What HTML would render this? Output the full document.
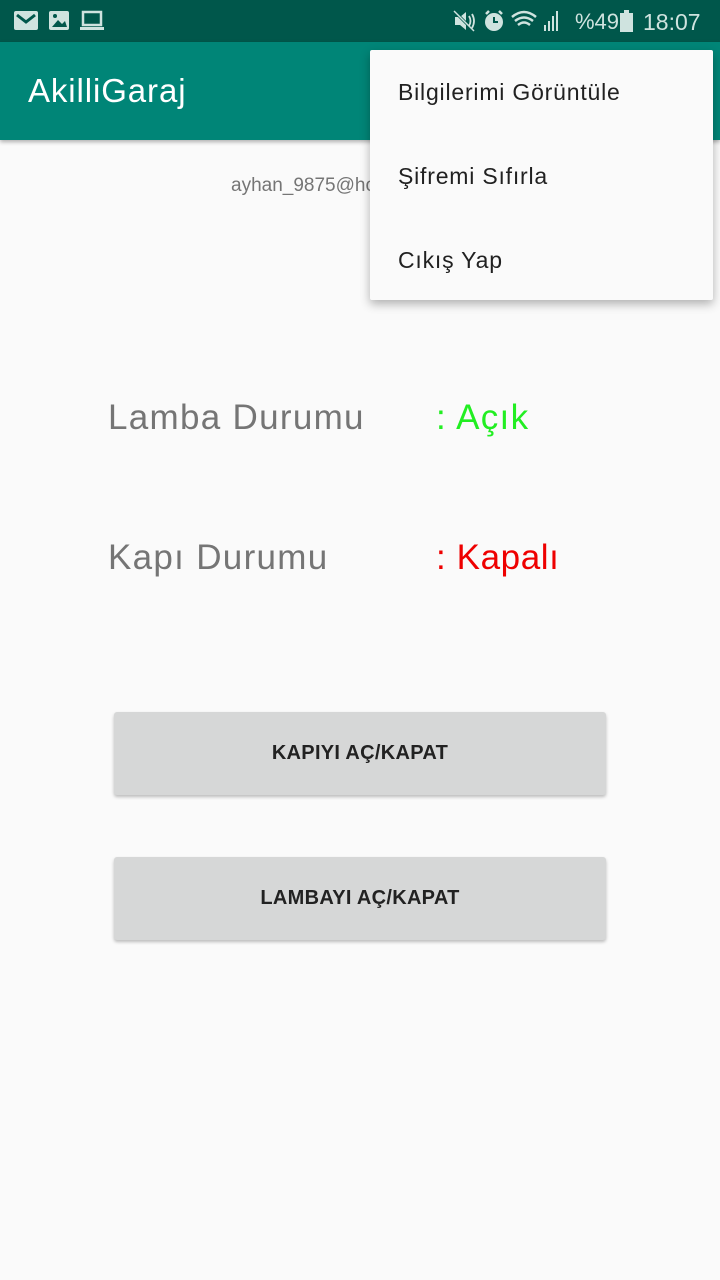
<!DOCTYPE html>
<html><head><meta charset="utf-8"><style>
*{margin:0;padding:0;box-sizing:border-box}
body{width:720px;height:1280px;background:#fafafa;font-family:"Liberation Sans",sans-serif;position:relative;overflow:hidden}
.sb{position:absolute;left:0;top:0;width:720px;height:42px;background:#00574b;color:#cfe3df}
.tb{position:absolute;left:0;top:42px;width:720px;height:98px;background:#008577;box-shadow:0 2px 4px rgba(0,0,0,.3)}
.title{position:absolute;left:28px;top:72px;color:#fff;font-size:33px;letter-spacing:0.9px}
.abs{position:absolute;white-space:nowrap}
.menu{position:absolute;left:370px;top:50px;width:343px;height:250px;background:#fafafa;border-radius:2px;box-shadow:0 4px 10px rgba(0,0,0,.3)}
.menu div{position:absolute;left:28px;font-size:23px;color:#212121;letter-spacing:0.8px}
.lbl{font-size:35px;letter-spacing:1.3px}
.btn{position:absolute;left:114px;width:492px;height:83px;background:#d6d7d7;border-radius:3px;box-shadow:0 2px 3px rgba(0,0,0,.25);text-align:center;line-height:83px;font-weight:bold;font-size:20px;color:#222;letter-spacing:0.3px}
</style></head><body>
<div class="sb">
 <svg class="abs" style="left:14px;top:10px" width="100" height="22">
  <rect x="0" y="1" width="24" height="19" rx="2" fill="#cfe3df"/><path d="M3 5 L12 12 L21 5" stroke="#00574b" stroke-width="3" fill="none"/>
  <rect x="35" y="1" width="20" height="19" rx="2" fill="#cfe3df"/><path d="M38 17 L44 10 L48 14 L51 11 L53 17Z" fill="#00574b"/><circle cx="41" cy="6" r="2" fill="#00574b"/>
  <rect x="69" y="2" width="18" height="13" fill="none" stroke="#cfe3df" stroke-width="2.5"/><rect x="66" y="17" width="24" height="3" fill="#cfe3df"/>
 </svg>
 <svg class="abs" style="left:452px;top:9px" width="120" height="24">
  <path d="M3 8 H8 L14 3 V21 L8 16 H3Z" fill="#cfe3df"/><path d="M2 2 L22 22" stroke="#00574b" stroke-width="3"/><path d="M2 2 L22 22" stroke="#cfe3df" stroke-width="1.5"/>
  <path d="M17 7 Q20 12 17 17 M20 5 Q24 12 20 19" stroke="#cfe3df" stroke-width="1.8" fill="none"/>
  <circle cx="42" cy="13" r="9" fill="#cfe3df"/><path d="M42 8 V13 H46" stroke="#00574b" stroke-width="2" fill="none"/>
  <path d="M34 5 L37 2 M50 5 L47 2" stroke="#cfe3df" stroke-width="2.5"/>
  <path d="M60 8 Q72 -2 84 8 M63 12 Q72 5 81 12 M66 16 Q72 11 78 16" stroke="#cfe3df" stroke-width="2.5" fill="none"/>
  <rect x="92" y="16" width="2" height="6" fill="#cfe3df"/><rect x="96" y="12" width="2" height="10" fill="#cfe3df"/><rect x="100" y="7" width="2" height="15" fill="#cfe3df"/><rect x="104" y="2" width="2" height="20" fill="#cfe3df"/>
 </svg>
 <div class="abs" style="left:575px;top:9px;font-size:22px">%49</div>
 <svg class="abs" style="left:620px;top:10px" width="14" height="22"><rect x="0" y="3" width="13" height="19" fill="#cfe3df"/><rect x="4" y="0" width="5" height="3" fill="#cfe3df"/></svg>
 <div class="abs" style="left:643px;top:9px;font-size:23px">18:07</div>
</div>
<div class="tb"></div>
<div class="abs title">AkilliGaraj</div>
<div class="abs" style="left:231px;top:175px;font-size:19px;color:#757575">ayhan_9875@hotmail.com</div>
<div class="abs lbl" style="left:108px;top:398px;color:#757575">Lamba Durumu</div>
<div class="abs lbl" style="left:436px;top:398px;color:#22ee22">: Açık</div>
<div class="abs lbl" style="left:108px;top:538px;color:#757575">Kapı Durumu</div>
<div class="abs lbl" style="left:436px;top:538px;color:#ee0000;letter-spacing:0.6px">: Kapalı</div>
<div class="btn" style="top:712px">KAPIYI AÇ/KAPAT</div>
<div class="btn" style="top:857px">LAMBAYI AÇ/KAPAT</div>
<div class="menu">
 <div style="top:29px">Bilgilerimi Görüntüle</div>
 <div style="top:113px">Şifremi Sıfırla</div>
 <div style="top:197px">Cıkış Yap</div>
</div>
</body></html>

----

> **Requirement**
Return the listing above in full and without alteration, excluding its pictures.

> **Solution to this problem**
What HTML would render this? Output the full document.
<!DOCTYPE html>
<html><head><meta charset="utf-8"><style>
*{margin:0;padding:0;box-sizing:border-box}
body{width:720px;height:1280px;background:#fafafa;font-family:"Liberation Sans",sans-serif;position:relative;overflow:hidden}
.sb{position:absolute;left:0;top:0;width:720px;height:42px;background:#00574b;color:#cfe3df}
.tb{position:absolute;left:0;top:42px;width:720px;height:98px;background:#008577;box-shadow:0 2px 4px rgba(0,0,0,.3)}
.title{position:absolute;left:28px;top:72px;color:#fff;font-size:33px;letter-spacing:0.9px}
.abs{position:absolute;white-space:nowrap}
.menu{position:absolute;left:370px;top:50px;width:343px;height:250px;background:#fafafa;border-radius:2px;box-shadow:0 4px 10px rgba(0,0,0,.3)}
.menu div{position:absolute;left:28px;font-size:23px;color:#212121;letter-spacing:0.8px}
.lbl{font-size:35px;letter-spacing:1.3px}
.btn{position:absolute;left:114px;width:492px;height:83px;background:#d6d7d7;border-radius:3px;box-shadow:0 2px 3px rgba(0,0,0,.25);text-align:center;line-height:83px;font-weight:bold;font-size:20px;color:#222;letter-spacing:0.3px}
</style></head><body>
<div class="sb">
 <svg class="abs" style="left:14px;top:10px" width="100" height="22">
  <rect x="0" y="1" width="24" height="19" rx="2" fill="#cfe3df"/><path d="M3 5 L12 12 L21 5" stroke="#00574b" stroke-width="3" fill="none"/>
  <rect x="35" y="1" width="20" height="19" rx="2" fill="#cfe3df"/><path d="M38 17 L44 10 L48 14 L51 11 L53 17Z" fill="#00574b"/><circle cx="41" cy="6" r="2" fill="#00574b"/>
  <rect x="69" y="2" width="18" height="13" fill="none" stroke="#cfe3df" stroke-width="2.5"/><rect x="66" y="17" width="24" height="3" fill="#cfe3df"/>
 </svg>
 <svg class="abs" style="left:452px;top:9px" width="120" height="24">
  <path d="M3 8 H8 L14 3 V21 L8 16 H3Z" fill="#cfe3df"/><path d="M2 2 L22 22" stroke="#00574b" stroke-width="3"/><path d="M2 2 L22 22" stroke="#cfe3df" stroke-width="1.5"/>
  <path d="M17 7 Q20 12 17 17 M20 5 Q24 12 20 19" stroke="#cfe3df" stroke-width="1.8" fill="none"/>
  <circle cx="42" cy="13" r="9" fill="#cfe3df"/><path d="M42 8 V13 H46" stroke="#00574b" stroke-width="2" fill="none"/>
  <path d="M34 5 L37 2 M50 5 L47 2" stroke="#cfe3df" stroke-width="2.5"/>
  <path d="M60 8 Q72 -2 84 8 M63 12 Q72 5 81 12 M66 16 Q72 11 78 16" stroke="#cfe3df" stroke-width="2.5" fill="none"/>
  <rect x="92" y="16" width="2" height="6" fill="#cfe3df"/><rect x="96" y="12" width="2" height="10" fill="#cfe3df"/><rect x="100" y="7" width="2" height="15" fill="#cfe3df"/><rect x="104" y="2" width="2" height="20" fill="#cfe3df"/>
 </svg>
 <div class="abs" style="left:575px;top:9px;font-size:22px">%49</div>
 <svg class="abs" style="left:620px;top:10px" width="14" height="22"><rect x="0" y="3" width="13" height="19" fill="#cfe3df"/><rect x="4" y="0" width="5" height="3" fill="#cfe3df"/></svg>
 <div class="abs" style="left:643px;top:9px;font-size:23px">18:07</div>
</div>
<div class="tb"></div>
<div class="abs title">AkilliGaraj</div>
<div class="abs" style="left:231px;top:175px;font-size:19px;color:#757575">ayhan_9875@hotmail.com</div>
<div class="abs lbl" style="left:108px;top:398px;color:#757575">Lamba Durumu</div>
<div class="abs lbl" style="left:436px;top:398px;color:#22ee22">: Açık</div>
<div class="abs lbl" style="left:108px;top:538px;color:#757575">Kapı Durumu</div>
<div class="abs lbl" style="left:436px;top:538px;color:#ee0000;letter-spacing:0.6px">: Kapalı</div>
<div class="btn" style="top:712px">KAPIYI AÇ/KAPAT</div>
<div class="btn" style="top:857px">LAMBAYI AÇ/KAPAT</div>
<div class="menu">
 <div style="top:29px">Bilgilerimi Görüntüle</div>
 <div style="top:113px">Şifremi Sıfırla</div>
 <div style="top:197px">Cıkış Yap</div>
</div>
</body></html>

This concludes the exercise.